Monday, January 30, 2006

What is Lomdus - part II

We are trying to define what "lomdus" is or the "Brisker derech" is working through a real example, so if you missed part I scroll down for the background of the machlokes R"I and R"M M'Rotenberg whether an onein would be obligated to say havdalah on Sunday after kevuras hameis. Rather than a specific approach, I would say there is a spectrum between what a yeshiva guy would call a "balebatish sevara", i.e. a theory a layperson would think of, and what is considered a "lomdish" analysis, which is something the yeshiva guy would pat himself on the back for thinking of and expect to find in a R' Chaim, R' Elchanan, Baruch Ber, R' Shimon, or other yeshivishe seforim. I would like to tentatively suggest the difference is that former focusses on the CASE, the latter focuses on the PRINCIPLE.
The R"I argued that havdalah should be similar to a lame person who once exempt from aliya l'regel on the first day of yom tov is not obligated on any subsequent days, which are just makeup days for the first day. The opportunity to say havdalah on Sunday is just a makeup for Motzei Shabbos - if an onein was not obligated then, he cannot become obligated during the makeup period. Why would the R"M M"Rotenberg argue? What is the locus of disagreement?
Balebatish approach #1 - distinguish between the CASES: by aliya l'regel, the days subsequent to the first are all makeup days.

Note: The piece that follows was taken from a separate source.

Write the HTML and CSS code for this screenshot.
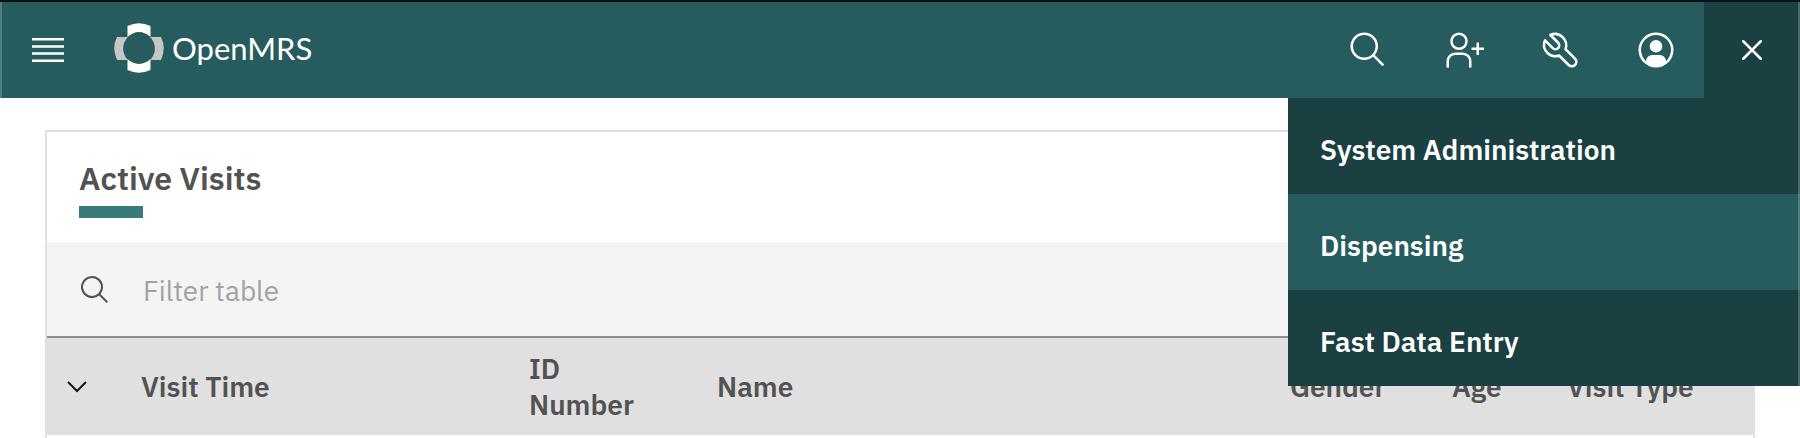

By havdalah, Sunday is not just a makeup, but R"M M'Rotenberg understood that the obligation of havdalah was extended through Sunday. You can make this more sophisticated and add a little sevara to explain why this should be so: by aliya l'regel, each day is a discreet unit. By havdalah, there is no seperation between motzei shabbos and Sunday that would warrant treating them as separate periords with different parameters on the obligation.
We can slide a little further down the "lomdus" spectrum with a distinction still rooted in the cases. You might contrast aliya l'regel, which is a pure positive commandment (actually, maybe not, but that's a complicated aside) with havdalah, where there is an issur to eat before havdalah - you might dispense with a mitzva, but not with a matir. If we generalize that into a rule, we can test it in other examples, and we are well down the road of dealing with principles.
Real "lomidus" would focus exclusively on the PRINCIPLES: even assuming the facts of the cases are similar, the time periods are similar, and all the practical details are the same, you can still distinguish between the fundemental principle which exempts aliya l'regel and the principle exempting an onein. No chiyuv of aliya l'regel ever applied on the first day of yom tov to the lame person, but perhaps by an onein there is a chiyuv of havdalah, but the mitzva of kevurah and tending to the meis overrides that obligation. Once the burial is complete, the latent obligation of havdalah which existed motzei shabbos now could be fulfilled. Once one has moved beyond CASES and into analyzing PRINCIPLES, one has opened the pandora's box to looking at many other cases with the same analysis: no obligation whatsoever, or a latent obligation overriden by some other concern? For example, see Y.D. 341 in the Taz and Shach in Nekudas haKesef regarding whether someone who misses davening because he was engaged in communal mitzva work is obligated in a tefilas tashlumin - was there never an obligation of tefila so no makeup is required, or was there an obligation overridden by another mitzva?
We are already pretty far down the "lomdish" spectrum, but I think a Brisker would go a step further. If you've heard Brisker analysis, you probably have heard the jargon of "gavra" vs. "cheftza", "tzvei dinim", or other such terms. In a nutshell, Brisk takes even the PRINCIPLES and breaks even those down into substrata to be contrasted and compared. Perhaps the R"M M'Rotenberg would not argue practical differences between the cases, perhaps he would agree that the operant exemption should be the same, but still there is a distinction that could be drawn. There are actually two elements to havdalah: the obligation on the person to say havdalah, and secondly, the "kos shel bracha" the halachically acceptable cup with beverage over which it is recited. Until now we have treated the PRINCIPLE exempting the onein as a whole unit, yet we can actually break it apart. It could be that the exemption has nothing to do with the onein being obligated or not obligated in havdalah - instead, it relates wholly to the nature of the "kos shel bracha" of an onein being unacceptable. The cheftza shel mitzva is lacking, not the chovas hagavra. When the kos becomes acceptable on Sunday, the onein is then free to fulfill his chovas hagavra which was never dispensed with. (NOTE: I am using this example for theoretical purposes only. I don't think you can realistically interpret every exemption of an onein from mitzvos as a ptur in the cheftza shel mitzva).
I haven't exhausted every possibility, but the purpose was more to dramatize the chiluk between lomdus and non-lomdus. In actaulity, sometimes the case by case method is best. In this case, I think the Brisker approach is a stretch. But ultimately, the goal of a "lamdan" is to discover those fundemental questions and principles that cut across multiple cases and issues.
Up next: another test case... oto be continued.

3 comments:

  1. An interesting analysis of lomdus. I think lomdus is in many ways a creation of terminology that more precisely defines halachic concepts. These terms can apply more universally than "baalebatishe" sevaros. They can create broader categories that can neatly explain many halachic concepts.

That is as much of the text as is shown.